Item 1. Security and Issuer.

     The class of equity security to which this statement relates is the common
stock, $.0001 par value per share (the "Common Stock"), of RAM Energy Resources,
Inc., a Delaware corporation (the "Issuer"). The name and address of the
principal executive offices of the Issuer are: RAM Energy Resources, Inc. 5100
E. Skelly Drive, Suite 650, Tulsa, Oklahoma 74135.

Item 2. Identity and Background.

     (a)  Name: This Schedule 13D is filed by Ms. Bowman, on her own behalf and
          on behalf of Danish Knights, A Limited Partnership ("Danish Knights"),
          98.5% of which is owned by Ms. Bowman and Dannebrog Corporation
          (Dannebrog"), the general partner of Danish Knights. Ms. Bowman,
          Danish Knights and Dannebrog are referred to collectively herein as,
          the "Reporting Persons".

     (b)  Residence or business address: The principal business address of the
          Reporting Persons is 3155 E. 86th Street, Tulsa, Oklahoma 74137.

     (c)  Present business or occupation: The principal business of the
          Reporting Persons is investments.

     (d)  Criminal convictions: None of the Reporting Persons has been convicted
          in a criminal proceeding (excluding traffic violation or similar
          misdemeanors) in the last five years.

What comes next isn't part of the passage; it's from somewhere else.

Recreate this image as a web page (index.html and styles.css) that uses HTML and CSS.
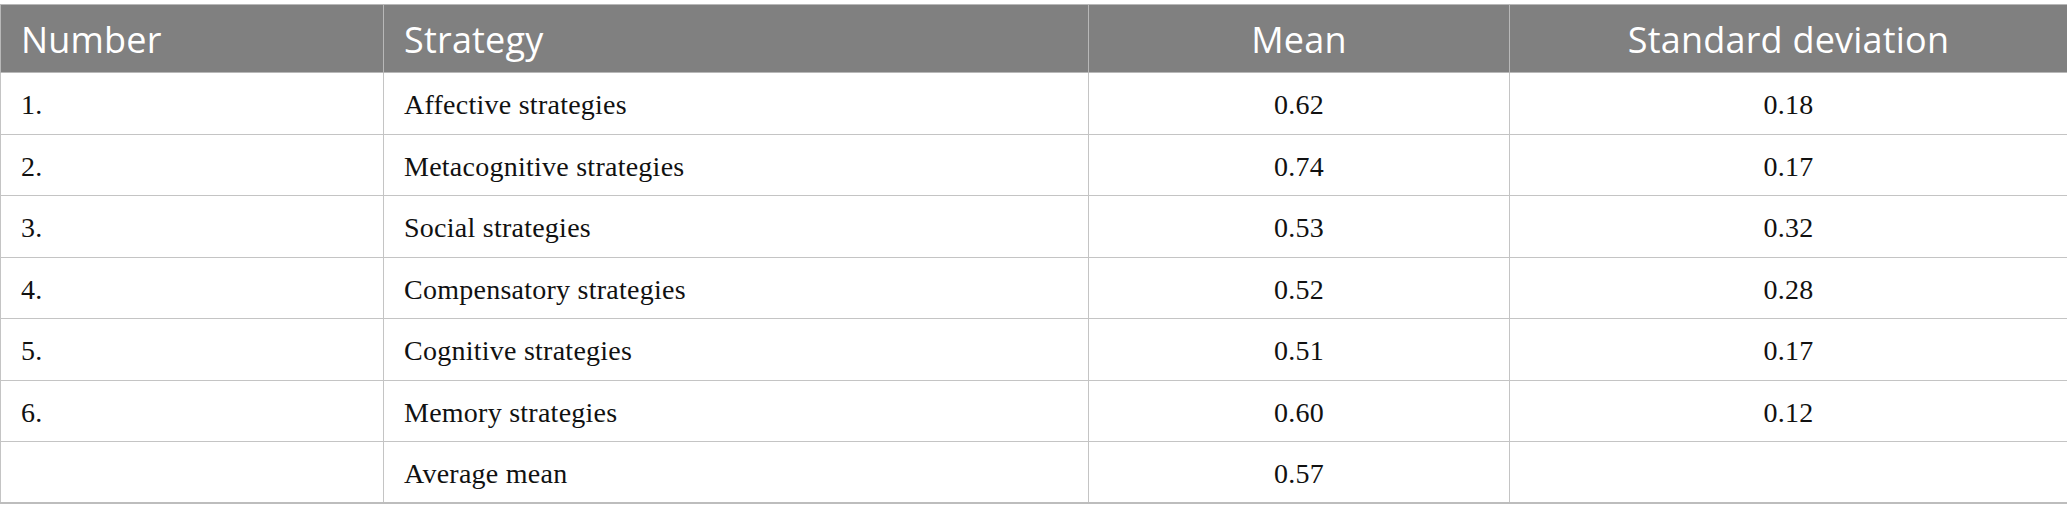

     (e)  Civil Proceedings: None of the Reporting Persons has been a party to a
          civil proceeding of a judicial or administrative body of competent
          jurisdiction in the last five years as a result of which such person
          was or is subject to a judgment, decree or final order enjoining
          future violations of, or prohibiting or mandating activities subject
          to federal or state securities laws, or finding any violation with
          respect to such laws.

     (f)  Citizenship: Danish Knights and Dannebrog Corporation were organized
          in Texas. Ms. Bowman is a citizen of the United States.

Item 3. Source and Amount of Funds or Other Consideration.

     See Explanatory Note.

Item 4. Purpose of Transaction.

     See Explanatory Note.

Item 5. Interest in Securities of the Issuer.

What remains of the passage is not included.